» STATED TASK:
Extract the full listing verbatim and drop any pictures from your copy.
[Start DATA EXCERPT]
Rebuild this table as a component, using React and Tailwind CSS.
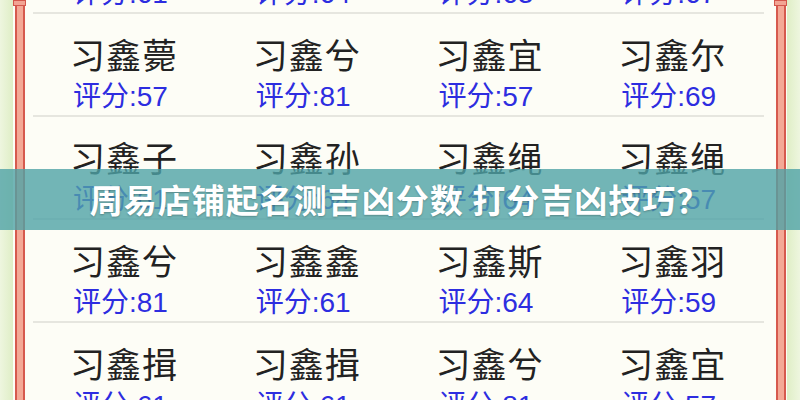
import React from "react";

const rows = [
  [["习鑫宜", 61], ["习鑫兮", 64], ["习鑫尔", 63], ["习鑫子", 67]],
  [["习鑫薨", 57], ["习鑫兮", 81], ["习鑫宜", 57], ["习鑫尔", 69]],
  [["习鑫子", 61], ["习鑫孙", 64], ["习鑫绳", 64], ["习鑫绳", 57]],
  [["习鑫兮", 81], ["习鑫鑫", 61], ["习鑫斯", 64], ["习鑫羽", 59]],
  [["习鑫揖", 61], ["习鑫揖", 61], ["习鑫兮", 81], ["习鑫宜", 57]],
];

const Pole = () => (
  <div className="flex flex-col items-center w-[13px] shrink-0">
    <div className="w-[13px] h-[6px] border border-[#d4574c] bg-[#f2a493]" />
    <div className="w-[10px] flex-1 border-x-2 border-[#d65a4e] bg-[#f4a996]" />
  </div>
);

const App = () => {
  return (
    <div className="relative w-[800px] h-[400px] overflow-hidden flex bg-[#fdfdf6]">
      {/* left edge */}
      <div className="w-[13px] shrink-0 bg-gradient-to-r from-[#eef6df] to-[#dfeec6]" />
      <Pole />

      {/* table */}
      <div className="flex-1 bg-[#fdfdf6] pl-[7px] pr-[10px]">
        <div className="mt-[-89px]">
          {rows.map((row, i) => (
            <div key={i}>
              <div className="grid grid-cols-4 h-[101px]">
                {row.map(([name, score], j) => (
                  <div key={j} className="pl-[37px] pt-[22px]">
                    <div
                      className="text-[35px] leading-none text-[#222] whitespace-nowrap tracking-[1px]"
                      style={{ fontFamily: '"Noto Sans CJK SC", sans-serif' }}
                    >
                      {name}
                    </div>
                    <div
                      className="mt-[12px] pl-[3px] text-[28px] leading-none text-[#2d2de0] whitespace-nowrap"
                      style={{ fontFamily: '"Liberation Sans", "Noto Sans CJK SC", sans-serif' }}
                    >
                      评分:{score}
                    </div>
                  </div>
                ))}
              </div>
              <div className="h-[2px] bg-[#e6e6df]" />
            </div>
          ))}
        </div>
      </div>

      <Pole />
      {/* right edge */}
      <div className="w-[13px] shrink-0 bg-gradient-to-r from-[#dfeec6] to-[#eef6df]" />

      {/* title banner */}
      <div className="absolute left-0 right-0 top-[169px] h-[61px] bg-[#4fa3a6]/80 flex items-center justify-center">
        <span
          className="text-[33px] font-bold text-white leading-none whitespace-nowrap tracking-[1px] [text-shadow:0_1px_2px_rgba(0,0,0,0.25)]"
          style={{ fontFamily: '"Noto Sans CJK SC", sans-serif' }}
        >
          周易店铺起名测吉凶分数 打分吉凶技巧？
        </span>
      </div>
    </div>
  );
};

export default App;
[End DATA EXCERPT]
» RESPONSE TO THIS TASK:
Rebuild this table as a component, using React and Tailwind CSS.
import React from "react";

const rows = [
  [["习鑫宜", 61], ["习鑫兮", 64], ["习鑫尔", 63], ["习鑫子", 67]],
  [["习鑫薨", 57], ["习鑫兮", 81], ["习鑫宜", 57], ["习鑫尔", 69]],
  [["习鑫子", 61], ["习鑫孙", 64], ["习鑫绳", 64], ["习鑫绳", 57]],
  [["习鑫兮", 81], ["习鑫鑫", 61], ["习鑫斯", 64], ["习鑫羽", 59]],
  [["习鑫揖", 61], ["习鑫揖", 61], ["习鑫兮", 81], ["习鑫宜", 57]],
];

const Pole = () => (
  <div className="flex flex-col items-center w-[13px] shrink-0">
    <div className="w-[13px] h-[6px] border border-[#d4574c] bg-[#f2a493]" />
    <div className="w-[10px] flex-1 border-x-2 border-[#d65a4e] bg-[#f4a996]" />
  </div>
);

const App = () => {
  return (
    <div className="relative w-[800px] h-[400px] overflow-hidden flex bg-[#fdfdf6]">
      {/* left edge */}
      <div className="w-[13px] shrink-0 bg-gradient-to-r from-[#eef6df] to-[#dfeec6]" />
      <Pole />

      {/* table */}
      <div className="flex-1 bg-[#fdfdf6] pl-[7px] pr-[10px]">
        <div className="mt-[-89px]">
          {rows.map((row, i) => (
            <div key={i}>
              <div className="grid grid-cols-4 h-[101px]">
                {row.map(([name, score], j) => (
                  <div key={j} className="pl-[37px] pt-[22px]">
                    <div
                      className="text-[35px] leading-none text-[#222] whitespace-nowrap tracking-[1px]"
                      style={{ fontFamily: '"Noto Sans CJK SC", sans-serif' }}
                    >
                      {name}
                    </div>
                    <div
                      className="mt-[12px] pl-[3px] text-[28px] leading-none text-[#2d2de0] whitespace-nowrap"
                      style={{ fontFamily: '"Liberation Sans", "Noto Sans CJK SC", sans-serif' }}
                    >
                      评分:{score}
                    </div>
                  </div>
                ))}
              </div>
              <div className="h-[2px] bg-[#e6e6df]" />
            </div>
          ))}
        </div>
      </div>

      <Pole />
      {/* right edge */}
      <div className="w-[13px] shrink-0 bg-gradient-to-r from-[#dfeec6] to-[#eef6df]" />

      {/* title banner */}
      <div className="absolute left-0 right-0 top-[169px] h-[61px] bg-[#4fa3a6]/80 flex items-center justify-center">
        <span
          className="text-[33px] font-bold text-white leading-none whitespace-nowrap tracking-[1px] [text-shadow:0_1px_2px_rgba(0,0,0,0.25)]"
          style={{ fontFamily: '"Noto Sans CJK SC", sans-serif' }}
        >
          周易店铺起名测吉凶分数 打分吉凶技巧？
        </span>
      </div>
    </div>
  );
};

export default App;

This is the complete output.